12. While Section 281B of the Act of 1961 gives unequivocal power to the authority to put the properties under attachment, the Hon’ble Apex Court has time and again held that such power has to be exercised by taking into consideration all the aspects as noticed in the case of Radha Krishan Industries (supra) and the contentions prescribed in the statute must be strictly fulfilled. Once such provision has to be treated as draconian in nature, in the opinion of this Court, the minimum requirement is to give an opportunity to the concerned assessee to make the payment or part of it as required in the Office Memorandum issued by the CBDT. A presumption cannot be drawn that the assessee would not make the payment. Principles of natural justice to that extent would be inherent as the civil rights are likely to be harmed, if action is taken under Section 281B of the Act of 1961.
13. We notice that even if a demand is raised, the same can be challenged in appeal and maximum amount to be deposited for settling the remaining demand is 20% of the said demand. In the present case, demand of Rs.1,30,11,024/- has been provisionally assessed and as of today even the demand has not been raised. Therefore, issuing of provisional attachment order would be wholly unjustified and would go contrary to the purpose sought to be achieved.

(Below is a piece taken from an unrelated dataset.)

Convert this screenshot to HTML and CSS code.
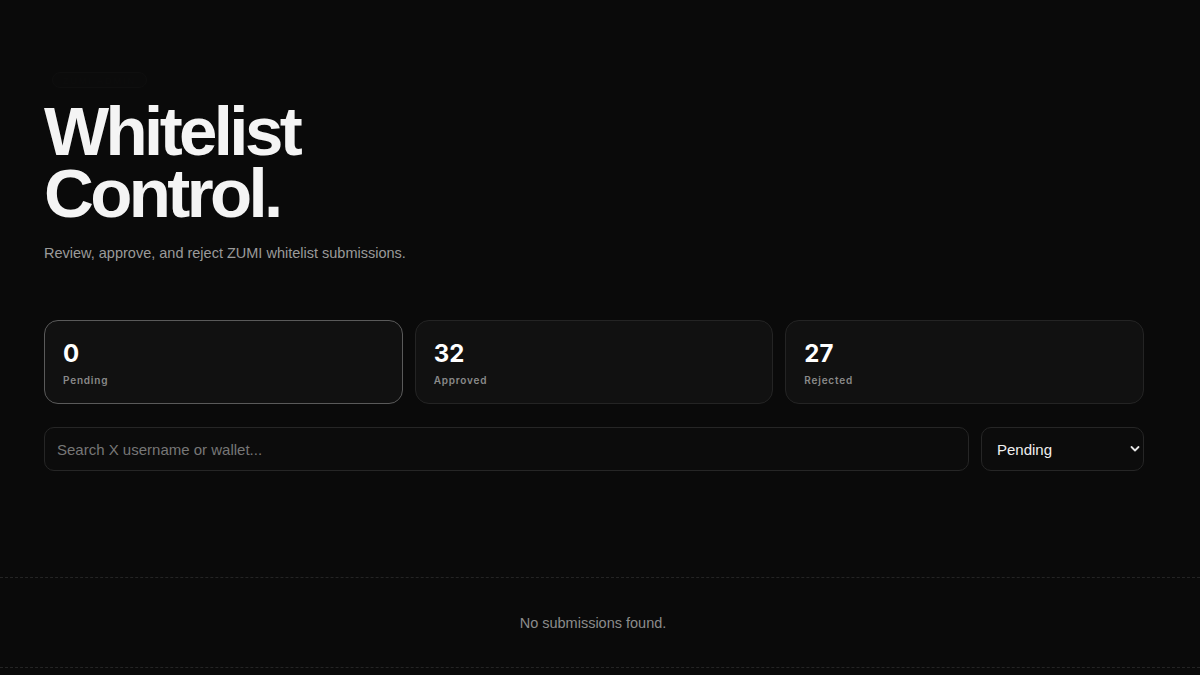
FILE: index.html
```html
<!DOCTYPE html>
<html lang="en">
<head>
<meta charset="utf-8">
<title>Whitelist Control</title>
<link rel="stylesheet" href="styles.css">
</head>
<body>
<main class="page">
  <header class="hero">
    <div class="badge">ZUMI ADMIN</div>
    <h1 class="title"><span class="title-line">Whitelist</span><span class="title-line">Control.</span></h1>
    <p class="subtitle">Review, approve, and reject ZUMI whitelist submissions.</p>
  </header>

  <section class="stats">
    <div class="stat active">
      <div class="stat-num">0</div>
      <div class="stat-label">Pending</div>
    </div>
    <div class="stat">
      <div class="stat-num">32</div>
      <div class="stat-label">Approved</div>
    </div>
    <div class="stat">
      <div class="stat-num">27</div>
      <div class="stat-label">Rejected</div>
    </div>
  </section>

  <section class="filters">
    <input class="search" type="text" placeholder="Search X username or wallet...">
    <div class="select-wrap">
      <span class="select-value">Pending</span>
      <svg class="chev" width="10" height="8" viewBox="0 0 10 8"><path d="M1.5 2 L5 5.5 L8.5 2" fill="none" stroke="#e6e6e6" stroke-width="1.8" stroke-linecap="round" stroke-linejoin="round"/></svg>
    </div>
  </section>
</main>

<section class="results">
  <p class="empty">No submissions found.</p>
</section>
</body>
</html>
```

FILE: styles.css
```css
* { box-sizing: border-box; }

html, body {
  margin: 0;
  padding: 0;
  background: #0a0a0a;
  color: #f2f2f2;
  font-family: "Liberation Sans", Arial, sans-serif;
  height: 675px;
  overflow: hidden;
}

.page {
  width: 1100px;
  margin: 0 0 0 44px;
  padding-top: 72px;
}

.hero {
  display: flex;
  flex-direction: column;
  align-items: flex-start;
}

.badge {
  height: 16px;
  padding: 0 10px;
  margin-left: 8px;
  font-size: 9px;
  line-height: 16px;
  letter-spacing: 2px;
  color: #0d0d0d;
  border: 1px solid #0f0f0f;
  border-radius: 8px;
  background: #0b0b0b;
}

.title {
  margin: 13px 0 0;
  font-size: 69px;
  font-weight: 700;
  letter-spacing: -3.6px;
  color: #f4f4f4;
  display: flex;
  flex-direction: column;
}

.title-line {
  display: block;
  height: 62px;
  line-height: 62px;
}

.subtitle {
  margin: 18px 0 0;
  font-size: 14.5px;
  line-height: 20px;
  color: #9a9a9a;
}

.stats {
  margin-top: 57px;
  display: grid;
  grid-template-columns: repeat(3, 1fr);
  gap: 12px;
}

.stat {
  height: 84px;
  padding: 18px 18px;
  background: #111111;
  border: 1px solid #242424;
  border-radius: 14px;
}

.stat.active {
  border-color: #5a5a5a;
}

.stat-num {
  font-family: Inter, "Liberation Sans", sans-serif;
  font-size: 24px;
  font-weight: 700;
  line-height: 30px;
  color: #ffffff;
}

.stat-label {
  margin-top: 5px;
  font-family: Inter, "Liberation Sans", sans-serif;
  font-size: 10px;
  font-weight: 600;
  letter-spacing: 0.8px;
  color: #8a8a8a;
}

.filters {
  margin-top: 23px;
  display: flex;
  gap: 12px;
}

.search {
  flex: 1;
  height: 44px;
  padding: 0 12px;
  background: #0c0c0c;
  border: 1px solid #262626;
  border-radius: 10px;
  font-family: "Liberation Sans", Arial, sans-serif;
  font-size: 15px;
  color: #eeeeee;
  outline: none;
}

.search::placeholder {
  color: #777777;
}

.select-wrap {
  width: 163px;
  height: 44px;
  padding: 0 3px 0 15px;
  display: flex;
  align-items: center;
  justify-content: space-between;
  background: #0c0c0c;
  border: 1px solid #262626;
  border-radius: 10px;
}

.select-value {
  font-size: 15px;
  color: #f0f0f0;
}

.results {
  margin-top: 106px;
  height: 91px;
  padding-right: 14px;
  border-top: 1px dashed #242424;
  border-bottom: 1px dashed #242424;
  display: flex;
  align-items: center;
  justify-content: center;
}

.empty {
  margin: 0;
  font-size: 14.5px;
  color: #8c8c8c;
}
```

14. We, therefore, disapprove the approach adopted by the respondents and set aside the order of attachment dated 01.01.2026. However, we direct the petitioner-assessee to deposit 20% of the demand, provisionally assessed, with the authorities within a period of one week.
15. It is made clear that, ultimately, if the demand is found to be unjustified or deserves to be reduced or waived, the amount as directed by us to be deposited, shall be refunded with interest to the assessee.
16. With the aforesaid observations, we allow this writ petition and quash the attachment order dated 01.01.2026.
17. Costs made easy.
18. Pending application(s) stand disposed of.